While you may think these were negative in nature I totally do not see them that way. People were just telling me what they were observing, not a big deal. I do think though that they affected me in some way because by Wednesday I was asking myself ” Am I not pretty, if I am not wearing make up or doing my hair, I mean I think I’m pretty?” Woah, insecurities coming on. Excuse me, does not beauty come from within, is what I kept hearing inside myself. I was definitely confused for a second. And side note I sounded so vain asking myself “am I not pretty” but in light of keeping honest I want to tell you that was an actual thought in my head.

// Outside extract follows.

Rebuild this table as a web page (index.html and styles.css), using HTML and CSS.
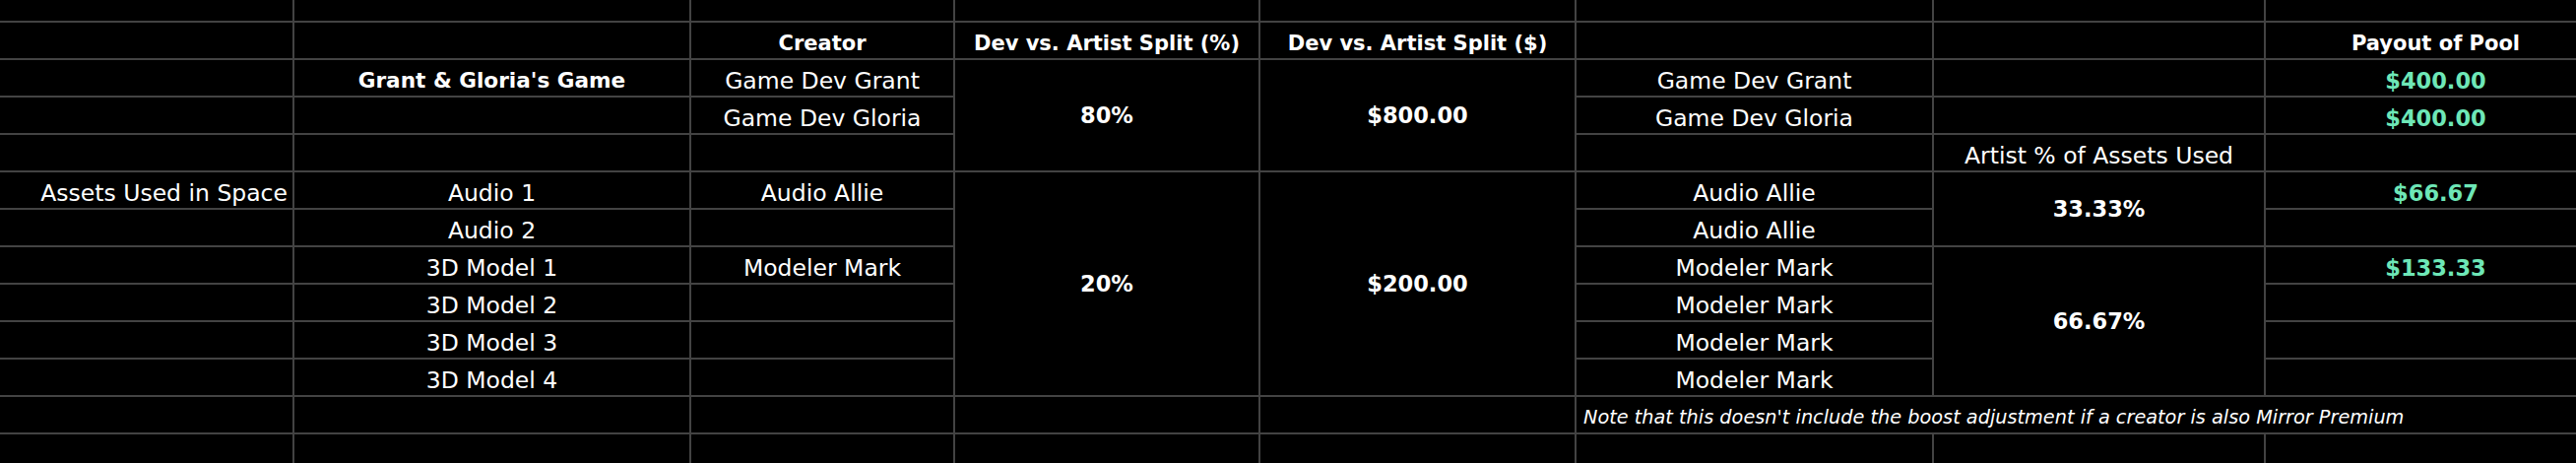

How easily do we let the comments of others determine our beauty, determine our look determine how we feel about ourselves. How easily we let things as superficial as make up or clothes determine whether we are beautiful or not. How can we base our confidence on things that fade with time? As the week progressed though it made me dig deeper into what God spoke about beauty. God does not see beauty as something outward but something that is inward. God sees beauty through your heart.
I think the one piece of scripture that spoke to me the most this week is the one I quoted In the beginning because it speaks exactly to what I was attributing my beauty towards that week. I am usually confident but for some reason or another I doubted that my beauty was within and that was a heart check moment.
Want to know something cool though? The whole week I had my co workers ask me every day how I was doing. Laughing when I made jokes and really caring for my well being. Even my husband was such a rock star telling me how beautiful he thought I was as I blew my nose on the couch making elephant noises onto the tissue. All these things all this love I was receiving was not coming from what I looked like but for who I was.
Don’t get it twisted though I believe women should work on their outside as well. Keeping fit because the body God gave us is ours to take care of until we get new bodies. Putting on some make up because why not accentuate your good looks. Wearing cute clothes on a date with the Hubs because he is a visual creation. All these things just add on to your beauty they don’t take away what true beauty is.
True beauty does not fade with time. True beauty is not a counterfeit of someone else’s. True beauty is not the brand of clothe you wear.True beauty is non tangible. So I say to you with confidence “No make up No Problem.”